What about domestic partnership? Some states and municipalities have domestic partnership registries, but no domestic partnership law is the same. Some, like  Oregon's domestic partnership law, come with many rights and responsibilities. Others offer very few benefits to the couple.

What are some of the differences between Civil Unions and Gay Marriage?

Recognition in other states: Even though each state has its own laws around marriage, if someone is married in one state and moves to another, their marriage is  legally recognized. For example, Oregon marriage law applies to people 17 and over. In Washington state, the couple must be 18 to wed. However, Washington will recognize the marriage of two 17 year olds from Oregon who move there. This is not the case with civil unions and domestic partnerships. If someone has a  domestic partnership, that union is recognized by some states and not others. Some states have even ruled that they do not have to recognize civil unions performed  in other states because their states have no such legal category. As gay marriages become legal in other states, this status may change. 


A United States citizen who is married can sponsor his or her non-American opposite-sex spouse for immigration into this country. Those with civil unions have no  such privilege. Even legally married gay and lesbian couples cannot sponsor their spouses for immigration because of the Defense of Marriage (DOMA) law.


Civil unions are not recognized by the federal government, so couples would not be able to file joint-tax returns or be eligible for tax breaks or protections the  government affords to married couples. Again, because of DOMA, same-sex couples have to file single on their federal tax returns.

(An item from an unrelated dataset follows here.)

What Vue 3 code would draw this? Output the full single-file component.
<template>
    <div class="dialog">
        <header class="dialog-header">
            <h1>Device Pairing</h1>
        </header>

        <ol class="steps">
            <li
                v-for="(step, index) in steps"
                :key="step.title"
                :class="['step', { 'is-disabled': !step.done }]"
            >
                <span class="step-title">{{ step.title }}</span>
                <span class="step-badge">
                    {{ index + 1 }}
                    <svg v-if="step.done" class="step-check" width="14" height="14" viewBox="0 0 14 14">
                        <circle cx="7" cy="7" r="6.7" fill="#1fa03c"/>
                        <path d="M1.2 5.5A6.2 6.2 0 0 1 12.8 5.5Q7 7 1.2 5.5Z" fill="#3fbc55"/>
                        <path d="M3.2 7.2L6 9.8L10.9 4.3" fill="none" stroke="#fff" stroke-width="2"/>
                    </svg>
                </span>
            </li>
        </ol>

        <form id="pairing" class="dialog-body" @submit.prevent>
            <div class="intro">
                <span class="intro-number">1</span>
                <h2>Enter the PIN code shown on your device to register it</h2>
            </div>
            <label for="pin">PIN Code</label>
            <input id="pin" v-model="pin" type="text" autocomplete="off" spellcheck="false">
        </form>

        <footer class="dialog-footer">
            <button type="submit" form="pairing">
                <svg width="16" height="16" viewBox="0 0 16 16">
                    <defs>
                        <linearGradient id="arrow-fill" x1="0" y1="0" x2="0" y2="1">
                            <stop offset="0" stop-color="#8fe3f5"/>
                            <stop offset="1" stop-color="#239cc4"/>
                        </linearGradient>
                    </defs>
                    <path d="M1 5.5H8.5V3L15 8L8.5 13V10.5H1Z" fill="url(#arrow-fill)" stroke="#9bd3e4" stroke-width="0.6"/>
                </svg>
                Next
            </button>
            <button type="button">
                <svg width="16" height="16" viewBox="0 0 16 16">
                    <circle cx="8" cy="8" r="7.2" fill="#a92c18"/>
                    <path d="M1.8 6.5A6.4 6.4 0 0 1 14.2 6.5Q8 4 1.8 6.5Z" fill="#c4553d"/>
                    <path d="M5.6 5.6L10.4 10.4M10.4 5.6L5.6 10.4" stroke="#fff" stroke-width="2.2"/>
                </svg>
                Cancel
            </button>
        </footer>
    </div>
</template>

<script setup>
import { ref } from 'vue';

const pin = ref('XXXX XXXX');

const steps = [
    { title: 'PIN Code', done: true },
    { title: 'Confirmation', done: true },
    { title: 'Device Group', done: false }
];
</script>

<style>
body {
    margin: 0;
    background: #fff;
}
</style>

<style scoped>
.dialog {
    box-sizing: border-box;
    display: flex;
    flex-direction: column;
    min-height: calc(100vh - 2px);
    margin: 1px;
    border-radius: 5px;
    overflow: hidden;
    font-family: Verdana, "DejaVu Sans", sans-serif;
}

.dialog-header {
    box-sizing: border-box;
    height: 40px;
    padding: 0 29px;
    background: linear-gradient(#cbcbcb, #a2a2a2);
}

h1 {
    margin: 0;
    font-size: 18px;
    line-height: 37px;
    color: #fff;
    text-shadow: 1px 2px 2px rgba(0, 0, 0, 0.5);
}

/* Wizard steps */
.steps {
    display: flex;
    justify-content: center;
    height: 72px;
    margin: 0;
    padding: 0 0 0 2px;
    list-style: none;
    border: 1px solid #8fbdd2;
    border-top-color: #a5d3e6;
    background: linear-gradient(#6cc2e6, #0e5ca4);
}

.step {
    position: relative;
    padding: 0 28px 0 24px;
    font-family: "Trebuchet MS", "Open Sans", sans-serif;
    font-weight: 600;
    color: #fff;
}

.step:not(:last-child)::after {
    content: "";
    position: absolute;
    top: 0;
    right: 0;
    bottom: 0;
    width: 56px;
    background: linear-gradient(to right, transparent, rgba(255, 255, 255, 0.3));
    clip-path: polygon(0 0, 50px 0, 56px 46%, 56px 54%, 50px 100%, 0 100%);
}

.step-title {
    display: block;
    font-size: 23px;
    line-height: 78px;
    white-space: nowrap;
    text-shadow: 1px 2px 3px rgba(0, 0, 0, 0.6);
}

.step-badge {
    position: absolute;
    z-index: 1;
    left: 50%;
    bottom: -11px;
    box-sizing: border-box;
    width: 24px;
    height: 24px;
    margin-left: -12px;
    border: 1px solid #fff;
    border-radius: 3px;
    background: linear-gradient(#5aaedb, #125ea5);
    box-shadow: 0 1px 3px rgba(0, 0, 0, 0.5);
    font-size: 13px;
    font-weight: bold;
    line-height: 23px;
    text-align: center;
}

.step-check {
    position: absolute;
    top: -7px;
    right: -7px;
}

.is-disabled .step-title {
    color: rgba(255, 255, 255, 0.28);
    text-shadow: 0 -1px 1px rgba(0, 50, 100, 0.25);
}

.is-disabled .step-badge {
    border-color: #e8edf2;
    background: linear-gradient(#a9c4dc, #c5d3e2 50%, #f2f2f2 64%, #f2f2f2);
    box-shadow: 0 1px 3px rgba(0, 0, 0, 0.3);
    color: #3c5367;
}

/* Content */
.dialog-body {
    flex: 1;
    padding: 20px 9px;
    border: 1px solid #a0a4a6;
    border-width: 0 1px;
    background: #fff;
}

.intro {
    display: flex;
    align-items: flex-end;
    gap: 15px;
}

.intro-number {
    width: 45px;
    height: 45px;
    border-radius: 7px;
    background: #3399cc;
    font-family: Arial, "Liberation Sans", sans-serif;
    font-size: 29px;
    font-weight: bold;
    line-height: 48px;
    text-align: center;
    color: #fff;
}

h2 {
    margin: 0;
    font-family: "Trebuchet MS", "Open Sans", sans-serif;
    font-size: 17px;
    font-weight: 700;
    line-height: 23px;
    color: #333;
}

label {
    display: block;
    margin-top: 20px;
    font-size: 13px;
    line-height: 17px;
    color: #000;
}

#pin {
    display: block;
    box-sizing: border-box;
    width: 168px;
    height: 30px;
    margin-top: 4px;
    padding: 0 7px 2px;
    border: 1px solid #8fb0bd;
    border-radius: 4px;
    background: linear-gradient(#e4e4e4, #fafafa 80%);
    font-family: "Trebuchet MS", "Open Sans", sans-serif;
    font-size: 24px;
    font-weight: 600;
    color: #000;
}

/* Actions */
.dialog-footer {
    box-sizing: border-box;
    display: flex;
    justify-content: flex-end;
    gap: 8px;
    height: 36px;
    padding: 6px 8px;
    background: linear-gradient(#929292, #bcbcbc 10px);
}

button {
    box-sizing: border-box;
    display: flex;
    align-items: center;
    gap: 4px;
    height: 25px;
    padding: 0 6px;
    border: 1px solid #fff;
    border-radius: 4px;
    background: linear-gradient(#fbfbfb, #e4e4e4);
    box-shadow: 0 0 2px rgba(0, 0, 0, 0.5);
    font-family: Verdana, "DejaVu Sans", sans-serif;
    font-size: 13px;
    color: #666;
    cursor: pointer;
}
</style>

The General Accounting Office in 1997 released a list of 1,049 benefits and protections available to heterosexual married couples. These benefits range from federal  benefits, such as survivor benefits through Social Security, sick leave to care for an ailing partner, tax breaks, veteran's benefits and insurance breaks. They also  include things like family discounts, obtaining family insurance through your employer, visiting your spouse in the hospital and making medical decisions if your  partner is unable to. Civil unions protect some of these rights, but not all of them.

But can't a lawyer set all this up for gay and lesbian couples?

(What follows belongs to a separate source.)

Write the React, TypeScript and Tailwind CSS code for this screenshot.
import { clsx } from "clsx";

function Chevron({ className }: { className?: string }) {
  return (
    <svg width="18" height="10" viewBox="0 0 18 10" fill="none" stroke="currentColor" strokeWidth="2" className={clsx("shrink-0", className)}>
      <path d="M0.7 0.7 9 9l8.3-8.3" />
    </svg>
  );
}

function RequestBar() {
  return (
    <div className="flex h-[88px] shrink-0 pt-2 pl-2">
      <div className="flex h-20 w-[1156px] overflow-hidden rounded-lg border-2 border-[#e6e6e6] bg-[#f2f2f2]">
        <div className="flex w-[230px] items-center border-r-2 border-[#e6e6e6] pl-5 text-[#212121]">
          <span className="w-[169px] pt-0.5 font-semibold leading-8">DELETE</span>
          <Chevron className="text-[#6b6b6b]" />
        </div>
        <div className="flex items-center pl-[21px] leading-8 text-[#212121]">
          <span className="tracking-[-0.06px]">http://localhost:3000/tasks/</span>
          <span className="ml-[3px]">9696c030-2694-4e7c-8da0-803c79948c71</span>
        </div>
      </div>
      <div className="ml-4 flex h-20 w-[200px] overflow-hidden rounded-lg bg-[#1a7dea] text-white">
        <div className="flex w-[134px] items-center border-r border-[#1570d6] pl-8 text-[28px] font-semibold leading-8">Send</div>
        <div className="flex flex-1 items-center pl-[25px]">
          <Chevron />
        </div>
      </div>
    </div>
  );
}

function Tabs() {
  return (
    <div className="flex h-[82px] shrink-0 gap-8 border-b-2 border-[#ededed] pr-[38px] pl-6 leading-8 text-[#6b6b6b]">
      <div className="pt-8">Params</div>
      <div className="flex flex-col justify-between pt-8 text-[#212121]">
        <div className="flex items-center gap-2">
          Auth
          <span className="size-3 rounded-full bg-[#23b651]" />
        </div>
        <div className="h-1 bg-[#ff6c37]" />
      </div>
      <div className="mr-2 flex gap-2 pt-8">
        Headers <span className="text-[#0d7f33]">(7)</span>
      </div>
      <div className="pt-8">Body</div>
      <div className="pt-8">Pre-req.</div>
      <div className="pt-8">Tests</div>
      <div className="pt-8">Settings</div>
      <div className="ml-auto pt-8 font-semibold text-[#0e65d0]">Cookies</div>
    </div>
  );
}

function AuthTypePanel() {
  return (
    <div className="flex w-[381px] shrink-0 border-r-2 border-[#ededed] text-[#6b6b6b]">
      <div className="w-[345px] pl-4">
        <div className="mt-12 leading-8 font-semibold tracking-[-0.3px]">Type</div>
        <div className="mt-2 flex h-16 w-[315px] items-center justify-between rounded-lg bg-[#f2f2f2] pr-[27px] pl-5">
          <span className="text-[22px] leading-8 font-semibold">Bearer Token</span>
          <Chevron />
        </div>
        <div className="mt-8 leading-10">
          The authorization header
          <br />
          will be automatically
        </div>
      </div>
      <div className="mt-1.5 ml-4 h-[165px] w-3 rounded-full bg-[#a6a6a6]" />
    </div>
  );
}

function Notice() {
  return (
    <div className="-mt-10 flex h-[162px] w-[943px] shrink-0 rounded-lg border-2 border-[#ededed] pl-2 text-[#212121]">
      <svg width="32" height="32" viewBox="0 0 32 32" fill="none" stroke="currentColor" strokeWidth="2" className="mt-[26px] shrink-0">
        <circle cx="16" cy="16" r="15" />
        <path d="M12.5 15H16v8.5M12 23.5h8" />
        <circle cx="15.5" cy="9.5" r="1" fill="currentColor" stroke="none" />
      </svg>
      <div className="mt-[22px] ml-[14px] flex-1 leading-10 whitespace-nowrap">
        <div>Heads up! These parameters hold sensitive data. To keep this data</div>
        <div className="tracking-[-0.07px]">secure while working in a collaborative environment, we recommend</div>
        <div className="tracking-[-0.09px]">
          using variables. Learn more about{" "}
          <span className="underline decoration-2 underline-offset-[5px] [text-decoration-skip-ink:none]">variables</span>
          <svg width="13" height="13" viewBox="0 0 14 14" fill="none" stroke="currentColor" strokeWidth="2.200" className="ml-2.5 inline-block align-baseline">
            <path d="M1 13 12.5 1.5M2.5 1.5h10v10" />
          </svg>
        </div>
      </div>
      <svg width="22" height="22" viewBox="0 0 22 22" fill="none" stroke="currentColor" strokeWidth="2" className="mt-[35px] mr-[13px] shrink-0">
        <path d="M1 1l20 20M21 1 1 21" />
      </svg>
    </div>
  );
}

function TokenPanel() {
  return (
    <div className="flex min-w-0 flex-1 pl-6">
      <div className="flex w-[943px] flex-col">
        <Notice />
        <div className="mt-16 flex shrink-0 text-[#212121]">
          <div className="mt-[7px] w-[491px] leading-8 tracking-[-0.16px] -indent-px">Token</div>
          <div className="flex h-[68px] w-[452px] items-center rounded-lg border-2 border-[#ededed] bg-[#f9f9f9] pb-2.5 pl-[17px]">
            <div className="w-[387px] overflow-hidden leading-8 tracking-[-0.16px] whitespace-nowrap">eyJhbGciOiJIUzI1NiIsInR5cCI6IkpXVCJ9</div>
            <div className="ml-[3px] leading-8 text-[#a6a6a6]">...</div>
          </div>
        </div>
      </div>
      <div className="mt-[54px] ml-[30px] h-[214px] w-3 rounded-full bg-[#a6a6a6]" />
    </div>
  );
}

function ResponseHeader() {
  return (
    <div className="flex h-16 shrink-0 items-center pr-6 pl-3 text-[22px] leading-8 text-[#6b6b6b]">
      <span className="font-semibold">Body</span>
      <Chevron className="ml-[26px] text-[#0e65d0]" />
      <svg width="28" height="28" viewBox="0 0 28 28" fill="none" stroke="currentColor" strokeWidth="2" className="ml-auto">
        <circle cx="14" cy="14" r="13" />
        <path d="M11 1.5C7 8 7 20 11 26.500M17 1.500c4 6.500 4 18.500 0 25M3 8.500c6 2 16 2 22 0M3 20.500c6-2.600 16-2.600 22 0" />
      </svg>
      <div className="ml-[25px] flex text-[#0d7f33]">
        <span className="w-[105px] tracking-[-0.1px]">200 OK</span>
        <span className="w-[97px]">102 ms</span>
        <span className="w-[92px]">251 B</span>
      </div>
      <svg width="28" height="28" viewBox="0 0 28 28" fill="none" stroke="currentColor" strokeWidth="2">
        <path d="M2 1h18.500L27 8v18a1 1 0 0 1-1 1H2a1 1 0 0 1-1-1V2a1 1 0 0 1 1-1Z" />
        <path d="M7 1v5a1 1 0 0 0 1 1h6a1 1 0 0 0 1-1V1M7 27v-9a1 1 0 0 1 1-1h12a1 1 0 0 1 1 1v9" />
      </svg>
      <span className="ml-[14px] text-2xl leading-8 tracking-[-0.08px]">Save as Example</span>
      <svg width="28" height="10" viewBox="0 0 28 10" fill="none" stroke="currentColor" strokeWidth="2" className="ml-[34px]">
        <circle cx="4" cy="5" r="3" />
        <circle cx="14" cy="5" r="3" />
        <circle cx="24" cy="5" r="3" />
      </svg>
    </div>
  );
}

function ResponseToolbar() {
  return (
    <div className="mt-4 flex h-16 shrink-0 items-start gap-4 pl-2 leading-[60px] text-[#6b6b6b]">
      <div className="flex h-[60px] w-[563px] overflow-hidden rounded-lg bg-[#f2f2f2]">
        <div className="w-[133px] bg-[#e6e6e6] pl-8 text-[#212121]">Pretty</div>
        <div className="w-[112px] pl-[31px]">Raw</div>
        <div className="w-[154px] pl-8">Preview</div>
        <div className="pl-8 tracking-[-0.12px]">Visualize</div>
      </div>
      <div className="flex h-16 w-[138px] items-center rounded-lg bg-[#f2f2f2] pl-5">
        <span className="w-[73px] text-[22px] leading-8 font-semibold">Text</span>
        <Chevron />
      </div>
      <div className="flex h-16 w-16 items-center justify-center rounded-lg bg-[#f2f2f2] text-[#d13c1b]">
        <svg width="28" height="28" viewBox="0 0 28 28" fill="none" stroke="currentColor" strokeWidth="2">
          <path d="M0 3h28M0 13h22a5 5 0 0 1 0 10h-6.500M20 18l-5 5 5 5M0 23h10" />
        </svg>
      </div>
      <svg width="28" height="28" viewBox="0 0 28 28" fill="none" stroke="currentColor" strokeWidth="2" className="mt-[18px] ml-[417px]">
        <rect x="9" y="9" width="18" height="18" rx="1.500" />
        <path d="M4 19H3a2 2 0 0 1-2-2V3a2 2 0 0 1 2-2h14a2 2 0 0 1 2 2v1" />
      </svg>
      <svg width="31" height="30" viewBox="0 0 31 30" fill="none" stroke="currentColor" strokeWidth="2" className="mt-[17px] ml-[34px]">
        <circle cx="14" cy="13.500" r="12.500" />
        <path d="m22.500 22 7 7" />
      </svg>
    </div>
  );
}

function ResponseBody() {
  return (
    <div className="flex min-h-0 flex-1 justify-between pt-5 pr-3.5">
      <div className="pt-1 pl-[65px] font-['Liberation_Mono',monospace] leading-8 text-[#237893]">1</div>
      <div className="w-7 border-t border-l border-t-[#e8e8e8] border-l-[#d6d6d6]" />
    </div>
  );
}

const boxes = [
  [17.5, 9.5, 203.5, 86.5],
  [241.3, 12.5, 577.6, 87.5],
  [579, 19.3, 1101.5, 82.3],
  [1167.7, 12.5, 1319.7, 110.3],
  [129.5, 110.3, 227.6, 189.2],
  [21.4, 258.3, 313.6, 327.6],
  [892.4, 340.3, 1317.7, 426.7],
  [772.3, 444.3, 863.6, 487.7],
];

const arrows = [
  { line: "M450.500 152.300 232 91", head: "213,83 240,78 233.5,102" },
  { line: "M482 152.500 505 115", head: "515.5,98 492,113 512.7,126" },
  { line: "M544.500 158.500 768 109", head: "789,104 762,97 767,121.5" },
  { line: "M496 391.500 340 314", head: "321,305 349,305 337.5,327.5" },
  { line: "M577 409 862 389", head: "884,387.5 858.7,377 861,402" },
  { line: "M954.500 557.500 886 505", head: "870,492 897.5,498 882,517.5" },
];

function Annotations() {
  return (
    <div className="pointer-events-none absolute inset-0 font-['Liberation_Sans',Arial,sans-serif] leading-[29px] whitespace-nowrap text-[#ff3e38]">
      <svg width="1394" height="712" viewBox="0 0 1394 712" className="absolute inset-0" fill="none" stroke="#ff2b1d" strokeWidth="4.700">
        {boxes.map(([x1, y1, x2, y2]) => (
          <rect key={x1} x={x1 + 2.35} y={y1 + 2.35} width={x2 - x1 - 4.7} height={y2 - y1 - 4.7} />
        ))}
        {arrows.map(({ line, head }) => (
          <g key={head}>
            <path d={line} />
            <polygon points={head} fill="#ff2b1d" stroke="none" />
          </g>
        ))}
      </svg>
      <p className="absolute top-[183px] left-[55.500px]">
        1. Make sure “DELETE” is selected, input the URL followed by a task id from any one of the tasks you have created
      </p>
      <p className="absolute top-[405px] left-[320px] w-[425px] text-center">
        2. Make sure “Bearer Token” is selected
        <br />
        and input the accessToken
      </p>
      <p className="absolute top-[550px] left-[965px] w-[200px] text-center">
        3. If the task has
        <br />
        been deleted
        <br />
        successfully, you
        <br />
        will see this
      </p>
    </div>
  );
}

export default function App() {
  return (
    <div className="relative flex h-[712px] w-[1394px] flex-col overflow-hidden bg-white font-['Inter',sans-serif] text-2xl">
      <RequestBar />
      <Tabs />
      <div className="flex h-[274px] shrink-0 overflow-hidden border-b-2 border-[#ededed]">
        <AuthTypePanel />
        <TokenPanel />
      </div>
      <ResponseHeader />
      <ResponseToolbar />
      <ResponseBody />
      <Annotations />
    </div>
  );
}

No. A lawyer can set up some things like durable power of attorney, wills and medical power of attorney. There are several problems with this however: 

  1. It costs thousands of dollars in legal fees. A simple marriage license which usually costs under $100, would cover all the same rights and benefits.
  2. Any of these can be challenged in court. As a matter of fact, more wills are challenged than not. In the case of wills, legal spouses always have more legal  power than any other family member.
  3. Marriage laws are universal. If someone's husband or wife is injured in an accident, all you need to do is show up and say you're his or her spouse. You will not  be questioned. If you show up at the hospital with your legal paperwork, the employees may not know what to do with you. If you simply say, "He's my  husband," you will immediately be taken to your spouse's side.

Defense of Marriage Law

Even with lesbian and gay marriages being performed and recognized in some states, the Federal Defense of Marriage Law prohibits the federal government from  recognizing gay and lesbian relationships. This puts gay and lesbian couples who are married in a legal limbo. How do they file their tax returns? Do they have to pay  the tax on their partner's health insurance? How do they fill out legal and other forms, single or married? 

Civil unions create a separate and unequal status for some of America's citizens. The Massachusetts Supreme Judicial court ruled that creating a separate class for  gay and lesbian citizens is not permissible and that is why they have voted that only marriage equals marriage. The precedent was set with Brown v. The Board of  Education regarding segregation in public education. Ironically, Massachusetts's marriage law went into effect on the 50th anniversary of Brown v. Board of Education.

The United States Constitution guarantees equality for all. As you can see, marriage and civil unions are not the same. Creating equal access to marriage is the only  fair way to ensure equality for gay and straight couples alike.